- **What the task asks**: How many lines in this material include the string "styles"? Answer with the number and nothing further.

- **Stored data**:
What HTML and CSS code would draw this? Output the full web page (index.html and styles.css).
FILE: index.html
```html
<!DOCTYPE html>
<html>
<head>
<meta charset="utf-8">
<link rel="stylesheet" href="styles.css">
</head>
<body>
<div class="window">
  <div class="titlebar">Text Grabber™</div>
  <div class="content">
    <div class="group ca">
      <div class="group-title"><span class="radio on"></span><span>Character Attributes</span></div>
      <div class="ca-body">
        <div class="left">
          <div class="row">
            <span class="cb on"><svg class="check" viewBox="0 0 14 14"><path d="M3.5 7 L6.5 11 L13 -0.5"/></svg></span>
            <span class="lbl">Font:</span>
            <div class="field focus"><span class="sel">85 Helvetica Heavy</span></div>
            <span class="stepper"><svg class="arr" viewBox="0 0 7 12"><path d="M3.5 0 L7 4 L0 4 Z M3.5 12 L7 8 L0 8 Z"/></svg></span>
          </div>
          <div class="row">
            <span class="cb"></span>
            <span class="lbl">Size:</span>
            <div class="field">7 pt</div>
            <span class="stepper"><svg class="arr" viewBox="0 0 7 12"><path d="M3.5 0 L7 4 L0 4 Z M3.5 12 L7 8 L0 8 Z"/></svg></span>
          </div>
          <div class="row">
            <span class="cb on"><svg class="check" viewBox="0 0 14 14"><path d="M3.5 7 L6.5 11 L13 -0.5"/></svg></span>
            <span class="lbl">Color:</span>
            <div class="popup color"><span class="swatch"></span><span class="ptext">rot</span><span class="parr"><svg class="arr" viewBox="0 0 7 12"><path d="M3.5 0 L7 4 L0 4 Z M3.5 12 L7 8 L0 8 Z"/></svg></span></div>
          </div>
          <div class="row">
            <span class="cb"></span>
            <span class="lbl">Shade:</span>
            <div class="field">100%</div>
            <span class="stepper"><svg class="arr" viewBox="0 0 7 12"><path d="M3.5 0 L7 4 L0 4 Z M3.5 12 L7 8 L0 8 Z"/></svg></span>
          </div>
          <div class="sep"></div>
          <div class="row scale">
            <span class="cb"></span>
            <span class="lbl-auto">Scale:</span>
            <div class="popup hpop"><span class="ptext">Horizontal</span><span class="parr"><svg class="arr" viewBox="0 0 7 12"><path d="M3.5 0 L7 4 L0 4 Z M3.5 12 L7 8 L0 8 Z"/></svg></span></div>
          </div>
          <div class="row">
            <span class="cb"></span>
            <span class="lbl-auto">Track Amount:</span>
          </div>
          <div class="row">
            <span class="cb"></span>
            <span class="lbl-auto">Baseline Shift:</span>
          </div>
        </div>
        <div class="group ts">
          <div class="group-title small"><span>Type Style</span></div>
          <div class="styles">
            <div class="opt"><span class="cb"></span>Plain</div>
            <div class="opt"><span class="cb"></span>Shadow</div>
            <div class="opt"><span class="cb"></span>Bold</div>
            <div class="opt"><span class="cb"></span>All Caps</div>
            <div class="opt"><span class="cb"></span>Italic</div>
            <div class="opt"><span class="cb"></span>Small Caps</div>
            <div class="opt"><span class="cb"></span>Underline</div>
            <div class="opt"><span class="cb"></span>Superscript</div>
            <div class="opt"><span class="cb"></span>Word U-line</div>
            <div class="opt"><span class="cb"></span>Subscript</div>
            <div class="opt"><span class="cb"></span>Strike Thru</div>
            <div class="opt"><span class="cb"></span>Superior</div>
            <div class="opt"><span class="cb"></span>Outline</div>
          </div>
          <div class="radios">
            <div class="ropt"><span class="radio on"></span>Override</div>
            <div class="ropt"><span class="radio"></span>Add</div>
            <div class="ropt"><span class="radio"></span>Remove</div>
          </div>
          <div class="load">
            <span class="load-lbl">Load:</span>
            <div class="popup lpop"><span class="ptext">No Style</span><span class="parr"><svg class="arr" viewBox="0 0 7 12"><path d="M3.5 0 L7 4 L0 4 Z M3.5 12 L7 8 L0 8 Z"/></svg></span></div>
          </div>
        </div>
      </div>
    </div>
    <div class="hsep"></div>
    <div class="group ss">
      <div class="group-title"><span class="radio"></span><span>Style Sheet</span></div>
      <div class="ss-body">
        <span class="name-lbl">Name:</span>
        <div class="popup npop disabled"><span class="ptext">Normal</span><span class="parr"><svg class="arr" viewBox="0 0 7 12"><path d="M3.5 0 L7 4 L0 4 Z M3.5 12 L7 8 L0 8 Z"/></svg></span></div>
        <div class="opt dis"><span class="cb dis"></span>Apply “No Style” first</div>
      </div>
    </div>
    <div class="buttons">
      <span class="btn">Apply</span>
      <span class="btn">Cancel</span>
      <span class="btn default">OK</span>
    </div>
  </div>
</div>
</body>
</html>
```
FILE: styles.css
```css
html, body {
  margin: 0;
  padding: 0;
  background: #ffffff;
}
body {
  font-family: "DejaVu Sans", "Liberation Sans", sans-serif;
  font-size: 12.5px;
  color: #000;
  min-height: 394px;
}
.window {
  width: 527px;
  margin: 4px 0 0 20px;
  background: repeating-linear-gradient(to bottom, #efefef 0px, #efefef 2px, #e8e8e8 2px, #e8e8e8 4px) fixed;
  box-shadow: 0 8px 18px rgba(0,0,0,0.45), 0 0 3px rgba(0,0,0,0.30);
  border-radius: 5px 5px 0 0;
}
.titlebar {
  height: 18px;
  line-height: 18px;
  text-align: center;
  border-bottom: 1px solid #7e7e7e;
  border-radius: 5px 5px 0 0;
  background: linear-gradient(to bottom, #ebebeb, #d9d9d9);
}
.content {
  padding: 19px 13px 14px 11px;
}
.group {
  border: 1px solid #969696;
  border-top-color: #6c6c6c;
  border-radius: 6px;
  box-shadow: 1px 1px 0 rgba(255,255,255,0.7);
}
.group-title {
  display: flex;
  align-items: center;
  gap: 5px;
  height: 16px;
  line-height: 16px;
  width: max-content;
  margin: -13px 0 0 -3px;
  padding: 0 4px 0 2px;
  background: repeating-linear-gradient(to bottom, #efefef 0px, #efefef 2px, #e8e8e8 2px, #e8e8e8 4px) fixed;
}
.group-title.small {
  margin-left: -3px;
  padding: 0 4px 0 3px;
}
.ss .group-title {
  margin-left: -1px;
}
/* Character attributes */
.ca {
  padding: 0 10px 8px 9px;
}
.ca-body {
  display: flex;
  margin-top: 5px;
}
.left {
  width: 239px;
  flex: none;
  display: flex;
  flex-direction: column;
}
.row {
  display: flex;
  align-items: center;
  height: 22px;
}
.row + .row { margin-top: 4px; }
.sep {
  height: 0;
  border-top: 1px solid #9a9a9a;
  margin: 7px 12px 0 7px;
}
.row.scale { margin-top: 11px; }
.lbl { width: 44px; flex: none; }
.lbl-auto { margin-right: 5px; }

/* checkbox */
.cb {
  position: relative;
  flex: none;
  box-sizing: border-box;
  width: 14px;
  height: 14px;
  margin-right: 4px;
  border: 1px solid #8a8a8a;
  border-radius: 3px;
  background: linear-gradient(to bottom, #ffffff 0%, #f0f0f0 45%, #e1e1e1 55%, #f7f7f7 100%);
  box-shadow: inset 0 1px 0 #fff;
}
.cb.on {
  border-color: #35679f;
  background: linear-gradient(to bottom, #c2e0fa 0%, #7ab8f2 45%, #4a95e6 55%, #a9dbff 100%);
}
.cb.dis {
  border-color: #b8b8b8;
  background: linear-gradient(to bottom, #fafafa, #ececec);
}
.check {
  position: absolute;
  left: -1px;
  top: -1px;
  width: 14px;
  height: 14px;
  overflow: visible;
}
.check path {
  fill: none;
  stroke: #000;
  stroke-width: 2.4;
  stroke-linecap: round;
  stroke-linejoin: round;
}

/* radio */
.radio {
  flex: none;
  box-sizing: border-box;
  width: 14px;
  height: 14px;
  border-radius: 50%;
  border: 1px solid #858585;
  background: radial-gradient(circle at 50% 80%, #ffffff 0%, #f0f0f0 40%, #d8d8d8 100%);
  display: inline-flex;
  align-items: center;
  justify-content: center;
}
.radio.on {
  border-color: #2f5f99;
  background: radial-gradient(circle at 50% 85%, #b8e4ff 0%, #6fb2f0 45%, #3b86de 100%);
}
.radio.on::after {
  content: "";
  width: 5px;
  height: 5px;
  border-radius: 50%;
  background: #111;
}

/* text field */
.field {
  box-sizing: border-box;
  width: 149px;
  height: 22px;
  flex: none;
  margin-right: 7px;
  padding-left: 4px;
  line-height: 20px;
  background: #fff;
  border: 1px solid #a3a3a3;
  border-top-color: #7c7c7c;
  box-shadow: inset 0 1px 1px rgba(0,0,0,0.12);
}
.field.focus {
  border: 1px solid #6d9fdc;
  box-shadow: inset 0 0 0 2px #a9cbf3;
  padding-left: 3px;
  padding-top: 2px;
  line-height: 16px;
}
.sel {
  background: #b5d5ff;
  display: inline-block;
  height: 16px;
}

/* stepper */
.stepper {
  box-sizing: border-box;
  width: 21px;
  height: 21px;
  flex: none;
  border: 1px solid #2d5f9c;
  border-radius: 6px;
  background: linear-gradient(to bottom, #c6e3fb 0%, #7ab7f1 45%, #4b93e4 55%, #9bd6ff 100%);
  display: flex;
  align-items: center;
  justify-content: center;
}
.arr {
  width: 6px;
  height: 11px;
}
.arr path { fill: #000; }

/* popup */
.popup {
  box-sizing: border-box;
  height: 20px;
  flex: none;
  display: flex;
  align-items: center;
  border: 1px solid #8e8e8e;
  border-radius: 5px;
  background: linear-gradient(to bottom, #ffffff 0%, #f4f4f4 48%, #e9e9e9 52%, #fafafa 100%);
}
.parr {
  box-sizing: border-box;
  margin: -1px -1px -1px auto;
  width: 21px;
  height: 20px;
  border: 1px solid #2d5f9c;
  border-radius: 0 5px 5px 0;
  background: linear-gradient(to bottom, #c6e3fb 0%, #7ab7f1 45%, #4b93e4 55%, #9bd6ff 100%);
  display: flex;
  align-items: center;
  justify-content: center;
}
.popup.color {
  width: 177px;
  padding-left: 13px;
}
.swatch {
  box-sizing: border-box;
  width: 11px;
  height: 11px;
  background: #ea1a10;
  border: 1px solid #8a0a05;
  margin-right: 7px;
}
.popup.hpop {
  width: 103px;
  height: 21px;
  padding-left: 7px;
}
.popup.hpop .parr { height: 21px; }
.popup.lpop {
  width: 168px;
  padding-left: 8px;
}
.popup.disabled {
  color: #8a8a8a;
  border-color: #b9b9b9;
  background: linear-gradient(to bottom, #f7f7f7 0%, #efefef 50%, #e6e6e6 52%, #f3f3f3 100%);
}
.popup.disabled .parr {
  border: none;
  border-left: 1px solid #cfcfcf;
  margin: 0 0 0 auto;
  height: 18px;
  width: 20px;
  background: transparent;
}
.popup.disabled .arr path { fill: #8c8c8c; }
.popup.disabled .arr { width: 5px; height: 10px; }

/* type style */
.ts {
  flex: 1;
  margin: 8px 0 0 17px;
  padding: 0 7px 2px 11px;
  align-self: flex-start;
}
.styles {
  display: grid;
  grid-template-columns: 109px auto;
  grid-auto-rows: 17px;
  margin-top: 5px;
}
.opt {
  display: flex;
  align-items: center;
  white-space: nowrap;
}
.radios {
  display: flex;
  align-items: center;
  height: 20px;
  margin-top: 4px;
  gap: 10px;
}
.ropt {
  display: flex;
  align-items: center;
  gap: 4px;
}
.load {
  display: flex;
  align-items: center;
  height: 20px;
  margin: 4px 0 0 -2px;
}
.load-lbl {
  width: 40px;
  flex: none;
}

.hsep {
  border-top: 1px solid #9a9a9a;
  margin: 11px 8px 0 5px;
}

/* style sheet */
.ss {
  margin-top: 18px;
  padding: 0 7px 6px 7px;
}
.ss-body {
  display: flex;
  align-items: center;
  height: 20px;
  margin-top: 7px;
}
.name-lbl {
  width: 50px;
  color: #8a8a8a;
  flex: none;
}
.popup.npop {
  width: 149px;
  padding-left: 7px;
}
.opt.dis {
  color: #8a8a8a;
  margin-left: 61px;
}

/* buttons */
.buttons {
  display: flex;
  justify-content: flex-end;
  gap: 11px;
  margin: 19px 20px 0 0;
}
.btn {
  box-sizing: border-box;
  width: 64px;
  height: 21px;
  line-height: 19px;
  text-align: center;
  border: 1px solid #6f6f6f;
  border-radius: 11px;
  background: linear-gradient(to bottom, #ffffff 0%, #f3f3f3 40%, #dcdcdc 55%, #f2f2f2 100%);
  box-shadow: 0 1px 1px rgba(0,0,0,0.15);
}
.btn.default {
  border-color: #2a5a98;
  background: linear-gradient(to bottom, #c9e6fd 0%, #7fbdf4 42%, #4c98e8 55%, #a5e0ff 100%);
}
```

- **Task output**: 5